| Information shown |
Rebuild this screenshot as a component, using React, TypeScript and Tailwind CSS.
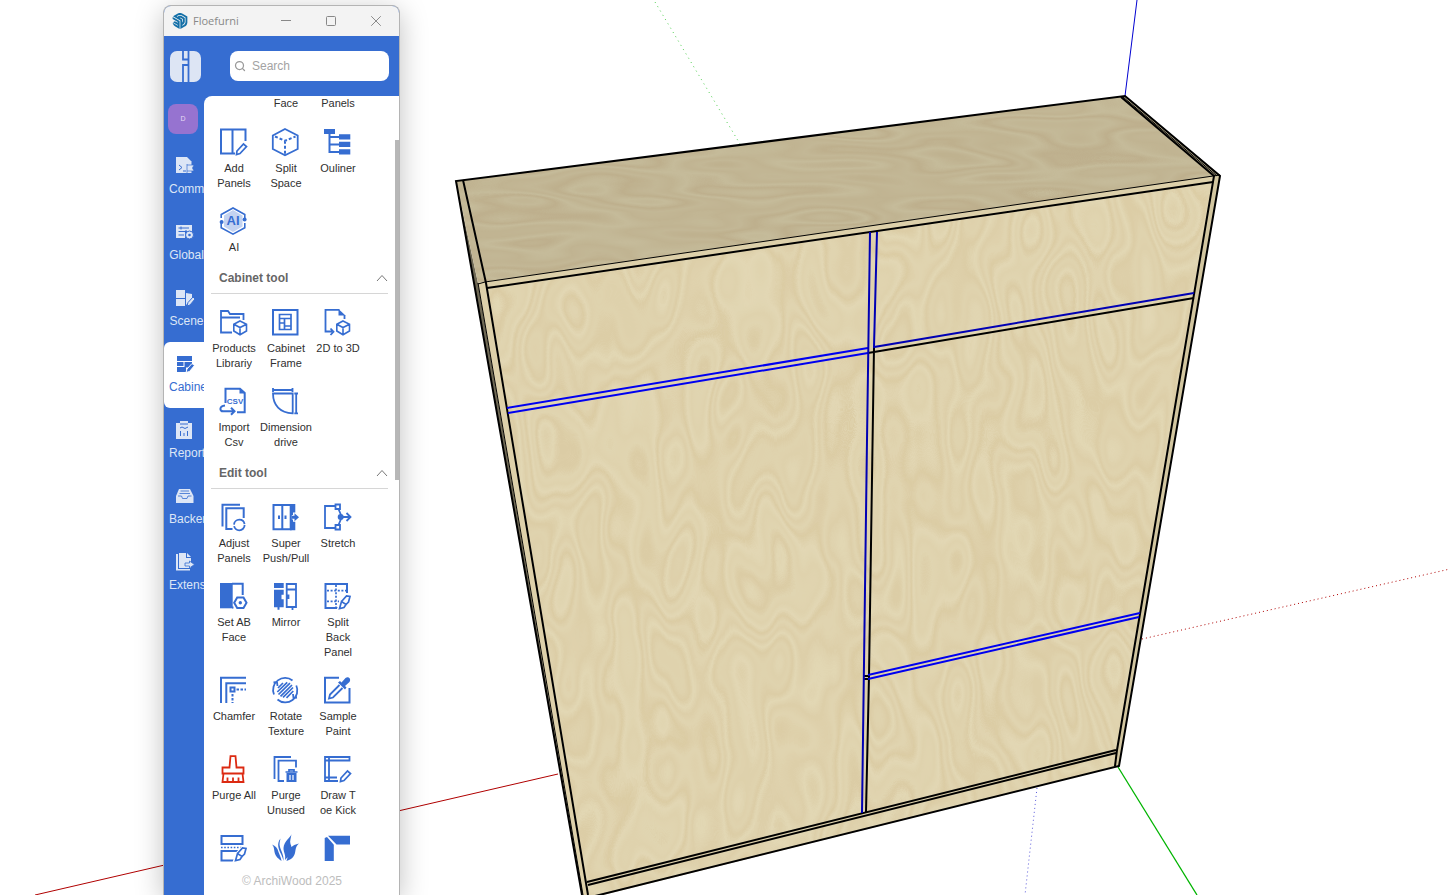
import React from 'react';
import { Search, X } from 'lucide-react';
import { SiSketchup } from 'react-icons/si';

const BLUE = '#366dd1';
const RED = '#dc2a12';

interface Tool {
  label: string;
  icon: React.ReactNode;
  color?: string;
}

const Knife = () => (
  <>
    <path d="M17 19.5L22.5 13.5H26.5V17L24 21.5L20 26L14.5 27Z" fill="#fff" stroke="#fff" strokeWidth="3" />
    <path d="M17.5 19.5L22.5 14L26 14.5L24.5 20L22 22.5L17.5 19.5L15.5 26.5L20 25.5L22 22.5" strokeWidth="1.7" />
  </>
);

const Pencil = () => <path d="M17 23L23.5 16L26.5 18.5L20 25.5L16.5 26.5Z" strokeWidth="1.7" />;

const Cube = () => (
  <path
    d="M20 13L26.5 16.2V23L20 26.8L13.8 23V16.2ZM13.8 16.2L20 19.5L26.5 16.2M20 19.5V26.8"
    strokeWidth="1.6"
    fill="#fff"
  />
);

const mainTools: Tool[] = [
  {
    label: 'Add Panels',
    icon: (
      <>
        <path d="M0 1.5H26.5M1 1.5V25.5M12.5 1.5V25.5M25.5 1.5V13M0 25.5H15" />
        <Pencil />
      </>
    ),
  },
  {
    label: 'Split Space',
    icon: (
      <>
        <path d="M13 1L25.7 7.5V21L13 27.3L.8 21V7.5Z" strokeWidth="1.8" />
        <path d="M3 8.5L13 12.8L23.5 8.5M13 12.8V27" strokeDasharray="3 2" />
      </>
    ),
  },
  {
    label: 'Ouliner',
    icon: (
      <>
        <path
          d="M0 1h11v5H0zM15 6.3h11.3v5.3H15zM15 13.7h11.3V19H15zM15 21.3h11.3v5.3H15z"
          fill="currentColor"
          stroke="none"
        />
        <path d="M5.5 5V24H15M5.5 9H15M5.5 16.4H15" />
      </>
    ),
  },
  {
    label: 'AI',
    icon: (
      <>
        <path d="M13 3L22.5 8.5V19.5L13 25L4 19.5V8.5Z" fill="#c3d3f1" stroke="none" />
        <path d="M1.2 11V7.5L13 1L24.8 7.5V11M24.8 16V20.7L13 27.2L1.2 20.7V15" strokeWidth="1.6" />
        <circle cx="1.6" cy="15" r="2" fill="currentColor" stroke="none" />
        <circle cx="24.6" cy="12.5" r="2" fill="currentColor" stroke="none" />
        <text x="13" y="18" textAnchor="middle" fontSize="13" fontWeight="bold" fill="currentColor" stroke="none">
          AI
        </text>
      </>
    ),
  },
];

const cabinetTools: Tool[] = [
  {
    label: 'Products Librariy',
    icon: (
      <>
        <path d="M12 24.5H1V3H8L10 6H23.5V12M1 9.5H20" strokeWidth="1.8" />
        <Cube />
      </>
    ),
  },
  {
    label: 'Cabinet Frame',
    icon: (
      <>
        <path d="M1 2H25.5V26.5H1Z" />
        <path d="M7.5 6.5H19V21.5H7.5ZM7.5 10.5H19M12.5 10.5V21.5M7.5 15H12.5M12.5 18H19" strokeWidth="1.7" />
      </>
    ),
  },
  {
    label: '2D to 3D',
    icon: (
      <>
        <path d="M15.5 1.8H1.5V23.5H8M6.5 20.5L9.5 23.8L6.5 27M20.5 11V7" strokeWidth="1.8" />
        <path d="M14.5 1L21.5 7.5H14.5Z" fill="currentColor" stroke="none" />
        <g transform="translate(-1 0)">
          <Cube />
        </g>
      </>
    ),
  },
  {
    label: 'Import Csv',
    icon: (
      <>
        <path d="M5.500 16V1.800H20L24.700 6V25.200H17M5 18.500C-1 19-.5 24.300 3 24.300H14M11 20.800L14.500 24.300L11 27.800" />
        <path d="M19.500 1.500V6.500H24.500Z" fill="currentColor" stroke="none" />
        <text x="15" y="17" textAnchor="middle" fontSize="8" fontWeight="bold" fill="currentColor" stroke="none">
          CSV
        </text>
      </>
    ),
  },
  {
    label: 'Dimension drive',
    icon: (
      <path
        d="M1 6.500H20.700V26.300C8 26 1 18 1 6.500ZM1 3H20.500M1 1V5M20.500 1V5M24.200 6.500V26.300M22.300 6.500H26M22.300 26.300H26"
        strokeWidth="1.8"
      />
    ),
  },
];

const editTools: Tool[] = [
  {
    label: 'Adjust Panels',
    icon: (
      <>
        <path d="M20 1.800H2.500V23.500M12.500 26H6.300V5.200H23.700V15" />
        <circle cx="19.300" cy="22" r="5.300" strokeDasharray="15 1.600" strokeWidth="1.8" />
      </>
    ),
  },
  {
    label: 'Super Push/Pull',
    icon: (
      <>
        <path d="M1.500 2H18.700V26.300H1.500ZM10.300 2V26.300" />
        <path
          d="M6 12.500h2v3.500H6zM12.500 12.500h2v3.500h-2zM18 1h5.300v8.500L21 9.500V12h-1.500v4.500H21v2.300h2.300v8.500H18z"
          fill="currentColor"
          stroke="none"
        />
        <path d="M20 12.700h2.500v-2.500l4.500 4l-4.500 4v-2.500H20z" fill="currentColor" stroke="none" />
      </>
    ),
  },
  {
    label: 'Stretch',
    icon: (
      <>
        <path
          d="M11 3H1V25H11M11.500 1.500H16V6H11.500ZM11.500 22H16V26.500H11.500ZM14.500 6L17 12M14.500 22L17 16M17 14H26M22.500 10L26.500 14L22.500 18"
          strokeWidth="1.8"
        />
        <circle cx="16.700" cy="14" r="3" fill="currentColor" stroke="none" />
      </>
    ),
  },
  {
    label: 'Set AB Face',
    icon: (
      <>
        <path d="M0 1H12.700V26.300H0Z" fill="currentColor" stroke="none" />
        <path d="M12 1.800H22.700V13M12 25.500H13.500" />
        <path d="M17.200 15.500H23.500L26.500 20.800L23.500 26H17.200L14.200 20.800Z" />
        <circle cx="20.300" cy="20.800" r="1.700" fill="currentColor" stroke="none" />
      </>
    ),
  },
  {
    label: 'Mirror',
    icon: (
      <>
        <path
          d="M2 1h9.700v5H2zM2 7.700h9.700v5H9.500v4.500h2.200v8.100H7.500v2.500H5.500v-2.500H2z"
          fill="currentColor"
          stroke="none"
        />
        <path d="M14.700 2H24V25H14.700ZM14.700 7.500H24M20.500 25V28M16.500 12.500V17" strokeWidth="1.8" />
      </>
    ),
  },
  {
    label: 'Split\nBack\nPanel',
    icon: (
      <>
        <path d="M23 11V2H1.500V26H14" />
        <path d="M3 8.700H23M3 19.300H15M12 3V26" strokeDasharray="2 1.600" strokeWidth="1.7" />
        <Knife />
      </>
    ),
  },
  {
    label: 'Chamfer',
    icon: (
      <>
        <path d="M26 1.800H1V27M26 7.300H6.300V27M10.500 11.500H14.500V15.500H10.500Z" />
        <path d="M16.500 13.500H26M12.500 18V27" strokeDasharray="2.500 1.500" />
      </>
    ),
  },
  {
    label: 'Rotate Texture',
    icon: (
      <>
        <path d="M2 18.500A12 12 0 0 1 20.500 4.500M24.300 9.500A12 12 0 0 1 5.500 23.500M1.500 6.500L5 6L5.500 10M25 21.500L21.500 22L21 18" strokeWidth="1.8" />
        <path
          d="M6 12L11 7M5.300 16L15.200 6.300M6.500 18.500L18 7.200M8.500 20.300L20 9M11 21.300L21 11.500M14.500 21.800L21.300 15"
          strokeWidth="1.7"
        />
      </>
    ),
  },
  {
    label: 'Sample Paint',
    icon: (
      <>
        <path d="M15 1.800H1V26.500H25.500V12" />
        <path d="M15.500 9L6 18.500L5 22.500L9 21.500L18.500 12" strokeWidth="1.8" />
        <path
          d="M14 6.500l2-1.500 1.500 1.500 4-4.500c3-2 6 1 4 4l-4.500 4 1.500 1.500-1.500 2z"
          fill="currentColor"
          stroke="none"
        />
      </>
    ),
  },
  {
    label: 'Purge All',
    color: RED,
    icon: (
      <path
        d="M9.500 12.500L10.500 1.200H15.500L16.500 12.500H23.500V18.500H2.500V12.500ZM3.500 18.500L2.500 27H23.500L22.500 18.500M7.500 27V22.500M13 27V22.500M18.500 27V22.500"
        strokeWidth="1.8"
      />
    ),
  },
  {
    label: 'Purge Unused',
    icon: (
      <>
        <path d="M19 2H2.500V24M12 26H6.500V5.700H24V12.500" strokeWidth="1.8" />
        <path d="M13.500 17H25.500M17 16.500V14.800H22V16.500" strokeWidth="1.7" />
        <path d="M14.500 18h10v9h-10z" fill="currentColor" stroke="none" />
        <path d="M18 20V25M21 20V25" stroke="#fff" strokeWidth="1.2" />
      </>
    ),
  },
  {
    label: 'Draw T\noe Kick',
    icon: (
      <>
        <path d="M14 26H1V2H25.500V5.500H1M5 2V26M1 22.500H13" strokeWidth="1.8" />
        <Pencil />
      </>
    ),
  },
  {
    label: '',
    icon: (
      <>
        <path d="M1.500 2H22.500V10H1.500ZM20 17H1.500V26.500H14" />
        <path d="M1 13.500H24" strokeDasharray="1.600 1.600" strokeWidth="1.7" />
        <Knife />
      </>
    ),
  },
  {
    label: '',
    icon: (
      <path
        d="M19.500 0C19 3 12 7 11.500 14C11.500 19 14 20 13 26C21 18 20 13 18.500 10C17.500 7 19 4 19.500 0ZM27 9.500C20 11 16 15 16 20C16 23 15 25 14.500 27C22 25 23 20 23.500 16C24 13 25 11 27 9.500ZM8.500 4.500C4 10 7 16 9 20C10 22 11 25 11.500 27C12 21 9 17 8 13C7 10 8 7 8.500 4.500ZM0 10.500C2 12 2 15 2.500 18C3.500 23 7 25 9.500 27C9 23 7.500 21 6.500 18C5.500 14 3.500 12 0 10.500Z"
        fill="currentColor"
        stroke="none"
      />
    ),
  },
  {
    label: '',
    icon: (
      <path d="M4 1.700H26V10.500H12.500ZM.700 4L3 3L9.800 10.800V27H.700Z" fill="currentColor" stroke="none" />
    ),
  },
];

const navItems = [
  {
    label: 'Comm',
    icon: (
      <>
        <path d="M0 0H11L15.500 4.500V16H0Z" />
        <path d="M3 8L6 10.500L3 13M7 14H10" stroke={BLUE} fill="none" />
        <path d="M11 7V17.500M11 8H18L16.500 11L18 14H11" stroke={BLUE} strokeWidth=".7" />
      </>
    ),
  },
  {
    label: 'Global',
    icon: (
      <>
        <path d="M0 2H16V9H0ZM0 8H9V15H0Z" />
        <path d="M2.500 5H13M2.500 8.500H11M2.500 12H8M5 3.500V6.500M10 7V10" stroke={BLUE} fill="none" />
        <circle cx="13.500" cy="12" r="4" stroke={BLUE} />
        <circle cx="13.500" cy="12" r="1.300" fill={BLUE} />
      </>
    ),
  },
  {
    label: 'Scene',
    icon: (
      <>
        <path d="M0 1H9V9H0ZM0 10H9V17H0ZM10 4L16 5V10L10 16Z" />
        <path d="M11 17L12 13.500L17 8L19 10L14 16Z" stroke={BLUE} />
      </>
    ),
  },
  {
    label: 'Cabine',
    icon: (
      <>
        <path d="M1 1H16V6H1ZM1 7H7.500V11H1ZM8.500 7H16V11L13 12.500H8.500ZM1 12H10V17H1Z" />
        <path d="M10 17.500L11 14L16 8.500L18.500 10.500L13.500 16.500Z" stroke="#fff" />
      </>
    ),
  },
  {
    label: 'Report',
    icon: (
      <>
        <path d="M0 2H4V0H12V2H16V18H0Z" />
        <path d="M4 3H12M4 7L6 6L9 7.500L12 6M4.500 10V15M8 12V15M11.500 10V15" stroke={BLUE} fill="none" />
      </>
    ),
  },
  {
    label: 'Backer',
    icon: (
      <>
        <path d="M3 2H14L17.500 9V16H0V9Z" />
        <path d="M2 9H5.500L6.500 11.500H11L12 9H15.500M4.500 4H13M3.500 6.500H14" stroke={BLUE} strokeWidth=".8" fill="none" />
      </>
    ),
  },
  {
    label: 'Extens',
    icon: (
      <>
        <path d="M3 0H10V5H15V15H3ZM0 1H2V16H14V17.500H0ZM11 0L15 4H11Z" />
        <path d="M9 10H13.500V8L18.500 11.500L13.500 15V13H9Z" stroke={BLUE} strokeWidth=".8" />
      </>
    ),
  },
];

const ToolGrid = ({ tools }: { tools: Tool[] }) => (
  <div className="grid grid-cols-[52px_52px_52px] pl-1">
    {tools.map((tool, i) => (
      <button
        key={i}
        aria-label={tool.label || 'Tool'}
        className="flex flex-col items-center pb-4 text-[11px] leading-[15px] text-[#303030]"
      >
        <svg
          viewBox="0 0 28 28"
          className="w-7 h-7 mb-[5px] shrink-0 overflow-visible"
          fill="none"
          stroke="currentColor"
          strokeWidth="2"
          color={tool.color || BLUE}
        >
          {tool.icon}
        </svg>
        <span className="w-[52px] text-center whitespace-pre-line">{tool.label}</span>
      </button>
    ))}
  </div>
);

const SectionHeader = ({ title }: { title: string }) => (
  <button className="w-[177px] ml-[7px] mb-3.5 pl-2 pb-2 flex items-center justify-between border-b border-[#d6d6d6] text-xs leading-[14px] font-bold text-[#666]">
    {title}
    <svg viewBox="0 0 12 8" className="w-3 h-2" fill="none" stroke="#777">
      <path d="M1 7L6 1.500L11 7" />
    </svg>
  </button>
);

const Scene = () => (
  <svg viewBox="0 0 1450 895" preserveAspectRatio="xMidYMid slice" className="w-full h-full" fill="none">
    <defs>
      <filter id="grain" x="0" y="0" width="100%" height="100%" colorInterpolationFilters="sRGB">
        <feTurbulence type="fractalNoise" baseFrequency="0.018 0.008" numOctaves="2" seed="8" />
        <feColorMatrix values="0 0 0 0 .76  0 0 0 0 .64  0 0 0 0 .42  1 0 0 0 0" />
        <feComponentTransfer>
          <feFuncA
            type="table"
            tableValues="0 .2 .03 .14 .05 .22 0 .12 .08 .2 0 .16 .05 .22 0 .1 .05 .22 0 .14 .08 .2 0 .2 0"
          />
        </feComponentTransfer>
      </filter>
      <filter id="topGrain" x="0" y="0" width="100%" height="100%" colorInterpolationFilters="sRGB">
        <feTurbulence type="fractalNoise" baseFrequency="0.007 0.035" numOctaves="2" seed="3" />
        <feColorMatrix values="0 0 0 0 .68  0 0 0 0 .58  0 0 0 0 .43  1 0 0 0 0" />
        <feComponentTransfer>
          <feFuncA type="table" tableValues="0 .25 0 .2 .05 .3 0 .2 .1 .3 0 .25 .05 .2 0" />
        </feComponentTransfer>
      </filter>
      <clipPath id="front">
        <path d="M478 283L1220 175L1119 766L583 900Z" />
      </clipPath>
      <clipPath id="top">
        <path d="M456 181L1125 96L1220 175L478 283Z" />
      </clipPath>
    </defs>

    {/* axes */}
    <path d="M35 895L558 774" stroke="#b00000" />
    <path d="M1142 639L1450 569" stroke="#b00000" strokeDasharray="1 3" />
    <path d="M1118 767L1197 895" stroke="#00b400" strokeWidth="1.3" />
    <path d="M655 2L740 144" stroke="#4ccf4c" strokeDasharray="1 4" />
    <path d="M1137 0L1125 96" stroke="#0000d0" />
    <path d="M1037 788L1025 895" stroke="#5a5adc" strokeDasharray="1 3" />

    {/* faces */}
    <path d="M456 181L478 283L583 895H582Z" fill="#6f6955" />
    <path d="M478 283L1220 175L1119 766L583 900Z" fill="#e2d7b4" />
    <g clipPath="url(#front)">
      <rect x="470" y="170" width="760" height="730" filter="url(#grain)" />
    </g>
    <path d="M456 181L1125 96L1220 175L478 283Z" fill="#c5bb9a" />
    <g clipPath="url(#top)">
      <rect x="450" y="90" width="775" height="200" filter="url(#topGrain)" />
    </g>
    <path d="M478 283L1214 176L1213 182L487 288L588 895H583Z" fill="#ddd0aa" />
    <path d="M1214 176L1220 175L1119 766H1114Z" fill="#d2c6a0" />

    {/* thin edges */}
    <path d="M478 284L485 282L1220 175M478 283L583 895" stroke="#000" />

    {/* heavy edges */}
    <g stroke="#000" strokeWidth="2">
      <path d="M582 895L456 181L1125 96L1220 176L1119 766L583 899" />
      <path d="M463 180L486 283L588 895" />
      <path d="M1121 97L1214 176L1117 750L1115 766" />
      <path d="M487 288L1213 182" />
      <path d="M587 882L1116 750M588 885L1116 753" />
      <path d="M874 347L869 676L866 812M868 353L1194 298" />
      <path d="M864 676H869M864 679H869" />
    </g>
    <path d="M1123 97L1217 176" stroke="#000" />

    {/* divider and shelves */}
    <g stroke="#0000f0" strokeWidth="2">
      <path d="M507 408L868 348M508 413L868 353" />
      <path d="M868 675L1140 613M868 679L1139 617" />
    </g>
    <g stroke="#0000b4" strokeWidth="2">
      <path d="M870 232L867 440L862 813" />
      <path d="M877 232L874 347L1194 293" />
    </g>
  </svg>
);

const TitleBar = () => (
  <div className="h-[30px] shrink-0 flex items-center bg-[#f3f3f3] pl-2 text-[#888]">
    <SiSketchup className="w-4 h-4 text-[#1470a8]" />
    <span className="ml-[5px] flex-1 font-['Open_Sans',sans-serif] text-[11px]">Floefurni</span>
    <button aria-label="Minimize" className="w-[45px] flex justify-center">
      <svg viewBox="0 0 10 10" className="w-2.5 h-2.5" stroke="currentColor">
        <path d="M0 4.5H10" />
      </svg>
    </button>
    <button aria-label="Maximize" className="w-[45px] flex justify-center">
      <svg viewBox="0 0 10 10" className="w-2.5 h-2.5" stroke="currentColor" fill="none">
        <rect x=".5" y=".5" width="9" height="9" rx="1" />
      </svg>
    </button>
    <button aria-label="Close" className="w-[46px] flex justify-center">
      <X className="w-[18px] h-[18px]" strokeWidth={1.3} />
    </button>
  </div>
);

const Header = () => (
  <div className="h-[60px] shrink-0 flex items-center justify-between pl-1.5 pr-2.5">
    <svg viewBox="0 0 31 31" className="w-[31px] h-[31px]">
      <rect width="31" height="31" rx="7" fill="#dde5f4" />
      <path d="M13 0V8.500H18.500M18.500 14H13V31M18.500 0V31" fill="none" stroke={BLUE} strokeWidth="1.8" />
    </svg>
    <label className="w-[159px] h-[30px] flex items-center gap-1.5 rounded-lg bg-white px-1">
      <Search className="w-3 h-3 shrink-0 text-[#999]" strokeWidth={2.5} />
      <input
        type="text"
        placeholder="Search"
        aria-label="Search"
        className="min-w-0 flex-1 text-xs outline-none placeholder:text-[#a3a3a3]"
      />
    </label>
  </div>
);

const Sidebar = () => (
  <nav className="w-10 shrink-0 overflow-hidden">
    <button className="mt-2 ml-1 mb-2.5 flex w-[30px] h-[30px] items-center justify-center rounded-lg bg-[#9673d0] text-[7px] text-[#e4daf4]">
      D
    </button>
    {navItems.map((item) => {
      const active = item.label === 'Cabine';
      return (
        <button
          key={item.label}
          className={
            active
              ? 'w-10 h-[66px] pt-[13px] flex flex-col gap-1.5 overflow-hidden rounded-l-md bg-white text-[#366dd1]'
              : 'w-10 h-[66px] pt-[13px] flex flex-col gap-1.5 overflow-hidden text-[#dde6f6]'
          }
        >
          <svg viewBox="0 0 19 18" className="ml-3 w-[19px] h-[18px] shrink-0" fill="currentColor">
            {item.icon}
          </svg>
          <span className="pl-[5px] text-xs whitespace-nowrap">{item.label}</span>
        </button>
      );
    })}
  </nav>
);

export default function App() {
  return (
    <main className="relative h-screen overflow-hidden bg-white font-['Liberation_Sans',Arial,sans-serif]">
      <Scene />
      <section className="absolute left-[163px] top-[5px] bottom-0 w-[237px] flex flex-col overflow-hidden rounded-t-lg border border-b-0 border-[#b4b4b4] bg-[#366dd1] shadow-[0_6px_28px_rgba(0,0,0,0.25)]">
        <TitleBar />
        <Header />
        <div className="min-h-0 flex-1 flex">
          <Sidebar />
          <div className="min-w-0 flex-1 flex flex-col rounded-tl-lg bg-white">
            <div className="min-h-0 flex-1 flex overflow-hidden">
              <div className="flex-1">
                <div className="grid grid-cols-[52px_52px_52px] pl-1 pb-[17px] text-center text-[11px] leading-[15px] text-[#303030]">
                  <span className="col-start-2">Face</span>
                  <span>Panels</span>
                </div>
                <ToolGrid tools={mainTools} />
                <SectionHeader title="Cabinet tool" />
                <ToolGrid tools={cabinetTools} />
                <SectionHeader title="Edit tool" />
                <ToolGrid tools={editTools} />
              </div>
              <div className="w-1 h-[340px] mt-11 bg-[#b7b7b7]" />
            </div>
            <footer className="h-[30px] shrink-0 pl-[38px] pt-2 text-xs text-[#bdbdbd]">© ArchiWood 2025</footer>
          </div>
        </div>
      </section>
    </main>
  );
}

| Requirements |
Omitting all pictures, restate exactly the lines of the material from its start through the line that contains "const Pencil = ()".

| Response for this exercise |
Rebuild this screenshot as a component, using React, TypeScript and Tailwind CSS.
import React from 'react';
import { Search, X } from 'lucide-react';
import { SiSketchup } from 'react-icons/si';

const BLUE = '#366dd1';
const RED = '#dc2a12';

interface Tool {
  label: string;
  icon: React.ReactNode;
  color?: string;
}

const Knife = () => (
  <>
    <path d="M17 19.5L22.5 13.5H26.5V17L24 21.5L20 26L14.5 27Z" fill="#fff" stroke="#fff" strokeWidth="3" />
    <path d="M17.5 19.5L22.5 14L26 14.5L24.5 20L22 22.5L17.5 19.5L15.5 26.5L20 25.5L22 22.5" strokeWidth="1.7" />
  </>
);

const Pencil = () => <path d="M17 23L23.5 16L26.5 18.5L20 25.5L16.5 26.5Z" strokeWidth="1.7" />;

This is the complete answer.